-- START OF Source excerpt --

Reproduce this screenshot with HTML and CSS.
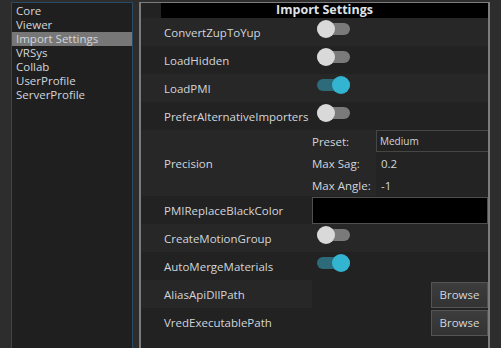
FILE: index.html
```html
<!DOCTYPE html>
<html lang="en">
<head>
    <meta charset="UTF-8">
    <title>Settings</title>
    <link rel="stylesheet" href="styles.css">
</head>
<body>

<div class="window">
    <ul class="categories">
        <li>Core</li>
        <li>Viewer</li>
        <li class="selected">Import Settings</li>
        <li>VRSys</li>
        <li>Collab</li>
        <li>UserProfile</li>
        <li>ServerProfile</li>
    </ul>

    <div class="panel">
        <div class="panel-title">Import Settings</div>

        <div class="row odd">
            <span class="label">ConvertZupToYup</span>
            <div class="control"><span class="toggle"></span></div>
        </div>
        <div class="row">
            <span class="label">LoadHidden</span>
            <div class="control"><span class="toggle"></span></div>
        </div>
        <div class="row odd">
            <span class="label">LoadPMI</span>
            <div class="control"><span class="toggle on"></span></div>
        </div>
        <div class="row">
            <span class="label">PreferAlternativeImporters</span>
            <div class="control"><span class="toggle"></span></div>
        </div>
        <div class="row odd tall">
            <span class="label">Precision</span>
            <div class="precision">
                <span class="sub-label">Preset:</span>
                <span class="combo">Medium</span>
                <span class="sub-label">Max Sag:</span>
                <span class="sub-value">0.2</span>
                <span class="sub-label">Max Angle:</span>
                <span class="sub-value">-1</span>
            </div>
        </div>
        <div class="row">
            <span class="label">PMIReplaceBlackColor</span>
            <div class="control"><span class="swatch"></span></div>
        </div>
        <div class="row odd">
            <span class="label">CreateMotionGroup</span>
            <div class="control"><span class="toggle"></span></div>
        </div>
        <div class="row">
            <span class="label">AutoMergeMaterials</span>
            <div class="control"><span class="toggle on"></span></div>
        </div>
        <div class="row path">
            <span class="label lit">AliasApiDllPath</span>
            <div class="control"><button>Browse</button></div>
        </div>
        <div class="row path">
            <span class="label">VredExecutablePath</span>
            <div class="control"><button>Browse</button></div>
        </div>
    </div>
</div>

</body>
</html>
```

FILE: styles.css
```css
body {
    margin: 0;
    background-color: #2d2d2d;
    font-family: 'Open Sans', 'Noto Sans', sans-serif;
    font-size: 11.5px;
    color: #d2d6dc;
    height: 348px;
    overflow: hidden;
}
.window {
    display: flex;
    padding: 2px 0 0 11px;
}
.categories {
    list-style: none;
    margin: 0;
    padding: 1px 0 0 0;
    width: 120px;
    height: 360px;
    border: 1px solid #2b4a63;
    background-color: #1f1f1f;
}
.categories li {
    height: 14px;
    line-height: 14px;
    padding-left: 4px;
}
.categories li.selected {
    background-color: #777777;
}
.panel {
    margin-left: 6px;
    width: 347px;
    height: 360px;
    border: 1px solid #7c7c7c;
    border-left-width: 2px;
    border-right-width: 2px;
    background-color: #222222;
}
.panel-title {
    margin-left: 20px;
    height: 15px;
    line-height: 14px;
    background-color: #000000;
    text-align: center;
    font-weight: bold;
    font-size: 12.5px;
    color: #dfe3e8;
}
.row {
    display: flex;
    height: 28px;
}
.row.odd {
    background-color: #272727;
}
.row.tall {
    height: 66px;
}
.label {
    width: 148px;
    padding-left: 23px;
    display: flex;
    align-items: center;
}
.label.lit {
    background-color: #272727;
}
.control {
    flex: 1;
    display: flex;
    align-items: center;
}
.toggle {
    position: relative;
    width: 33px;
    height: 12px;
    margin: -6px 0 0 5px;
    border-radius: 6px;
    background-color: #7a7a7a;
}
.toggle::after {
    content: '';
    position: absolute;
    left: 0;
    top: -3px;
    width: 18px;
    height: 18px;
    border-radius: 50%;
    background-color: #d9d9d9;
}
.toggle.on {
    background-color: #2d6b7a;
}
.toggle.on::after {
    left: auto;
    right: 0;
    background-color: #33b4d1;
}
.precision {
    flex: 1;
    display: grid;
    grid-template-columns: 64px 1fr;
    grid-auto-rows: 22px;
}
.sub-label {
    display: flex;
    align-items: center;
}
.combo {
    display: flex;
    align-items: center;
    padding-left: 3px;
    border: 1px solid #464646;
    border-right: none;
    background-color: #222222;
    font-size: 10px;
}
.sub-value {
    display: flex;
    align-items: center;
    padding-left: 5px;
    background-color: #232323;
}
.swatch {
    flex: 1;
    height: 25px;
    border: 1px solid #4f4f4f;
    background-color: #000000;
}
.path .control {
    justify-content: flex-end;
}
button {
    width: 57px;
    height: 26px;
    margin-top: 1px;
    border: 1px solid #545454;
    background: linear-gradient(#3d3d3d, #333333);
    color: #d2d6dc;
    font-family: 'Open Sans', 'Noto Sans', sans-serif;
    font-size: 11.5px;
    padding: 0;
}
```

-- END OF Source excerpt --

## Goal
Restate the data above word for word. Do not include the images.

## Output
Reproduce this screenshot with HTML and CSS.
FILE: index.html
```html
<!DOCTYPE html>
<html lang="en">
<head>
    <meta charset="UTF-8">
    <title>Settings</title>
    <link rel="stylesheet" href="styles.css">
</head>
<body>

<div class="window">
    <ul class="categories">
        <li>Core</li>
        <li>Viewer</li>
        <li class="selected">Import Settings</li>
        <li>VRSys</li>
        <li>Collab</li>
        <li>UserProfile</li>
        <li>ServerProfile</li>
    </ul>

    <div class="panel">
        <div class="panel-title">Import Settings</div>

        <div class="row odd">
            <span class="label">ConvertZupToYup</span>
            <div class="control"><span class="toggle"></span></div>
        </div>
        <div class="row">
            <span class="label">LoadHidden</span>
            <div class="control"><span class="toggle"></span></div>
        </div>
        <div class="row odd">
            <span class="label">LoadPMI</span>
            <div class="control"><span class="toggle on"></span></div>
        </div>
        <div class="row">
            <span class="label">PreferAlternativeImporters</span>
            <div class="control"><span class="toggle"></span></div>
        </div>
        <div class="row odd tall">
            <span class="label">Precision</span>
            <div class="precision">
                <span class="sub-label">Preset:</span>
                <span class="combo">Medium</span>
                <span class="sub-label">Max Sag:</span>
                <span class="sub-value">0.2</span>
                <span class="sub-label">Max Angle:</span>
                <span class="sub-value">-1</span>
            </div>
        </div>
        <div class="row">
            <span class="label">PMIReplaceBlackColor</span>
            <div class="control"><span class="swatch"></span></div>
        </div>
        <div class="row odd">
            <span class="label">CreateMotionGroup</span>
            <div class="control"><span class="toggle"></span></div>
        </div>
        <div class="row">
            <span class="label">AutoMergeMaterials</span>
            <div class="control"><span class="toggle on"></span></div>
        </div>
        <div class="row path">
            <span class="label lit">AliasApiDllPath</span>
            <div class="control"><button>Browse</button></div>
        </div>
        <div class="row path">
            <span class="label">VredExecutablePath</span>
            <div class="control"><button>Browse</button></div>
        </div>
    </div>
</div>

</body>
</html>
```

FILE: styles.css
```css
body {
    margin: 0;
    background-color: #2d2d2d;
    font-family: 'Open Sans', 'Noto Sans', sans-serif;
    font-size: 11.5px;
    color: #d2d6dc;
    height: 348px;
    overflow: hidden;
}
.window {
    display: flex;
    padding: 2px 0 0 11px;
}
.categories {
    list-style: none;
    margin: 0;
    padding: 1px 0 0 0;
    width: 120px;
    height: 360px;
    border: 1px solid #2b4a63;
    background-color: #1f1f1f;
}
.categories li {
    height: 14px;
    line-height: 14px;
    padding-left: 4px;
}
.categories li.selected {
    background-color: #777777;
}
.panel {
    margin-left: 6px;
    width: 347px;
    height: 360px;
    border: 1px solid #7c7c7c;
    border-left-width: 2px;
    border-right-width: 2px;
    background-color: #222222;
}
.panel-title {
    margin-left: 20px;
    height: 15px;
    line-height: 14px;
    background-color: #000000;
    text-align: center;
    font-weight: bold;
    font-size: 12.5px;
    color: #dfe3e8;
}
.row {
    display: flex;
    height: 28px;
}
.row.odd {
    background-color: #272727;
}
.row.tall {
    height: 66px;
}
.label {
    width: 148px;
    padding-left: 23px;
    display: flex;
    align-items: center;
}
.label.lit {
    background-color: #272727;
}
.control {
    flex: 1;
    display: flex;
    align-items: center;
}
.toggle {
    position: relative;
    width: 33px;
    height: 12px;
    margin: -6px 0 0 5px;
    border-radius: 6px;
    background-color: #7a7a7a;
}
.toggle::after {
    content: '';
    position: absolute;
    left: 0;
    top: -3px;
    width: 18px;
    height: 18px;
    border-radius: 50%;
    background-color: #d9d9d9;
}
.toggle.on {
    background-color: #2d6b7a;
}
.toggle.on::after {
    left: auto;
    right: 0;
    background-color: #33b4d1;
}
.precision {
    flex: 1;
    display: grid;
    grid-template-columns: 64px 1fr;
    grid-auto-rows: 22px;
}
.sub-label {
    display: flex;
    align-items: center;
}
.combo {
    display: flex;
    align-items: center;
    padding-left: 3px;
    border: 1px solid #464646;
    border-right: none;
    background-color: #222222;
    font-size: 10px;
}
.sub-value {
    display: flex;
    align-items: center;
    padding-left: 5px;
    background-color: #232323;
}
.swatch {
    flex: 1;
    height: 25px;
    border: 1px solid #4f4f4f;
    background-color: #000000;
}
.path .control {
    justify-content: flex-end;
}
button {
    width: 57px;
    height: 26px;
    margin-top: 1px;
    border: 1px solid #545454;
    background: linear-gradient(#3d3d3d, #333333);
    color: #d2d6dc;
    font-family: 'Open Sans', 'Noto Sans', sans-serif;
    font-size: 11.5px;
    padding: 0;
}
```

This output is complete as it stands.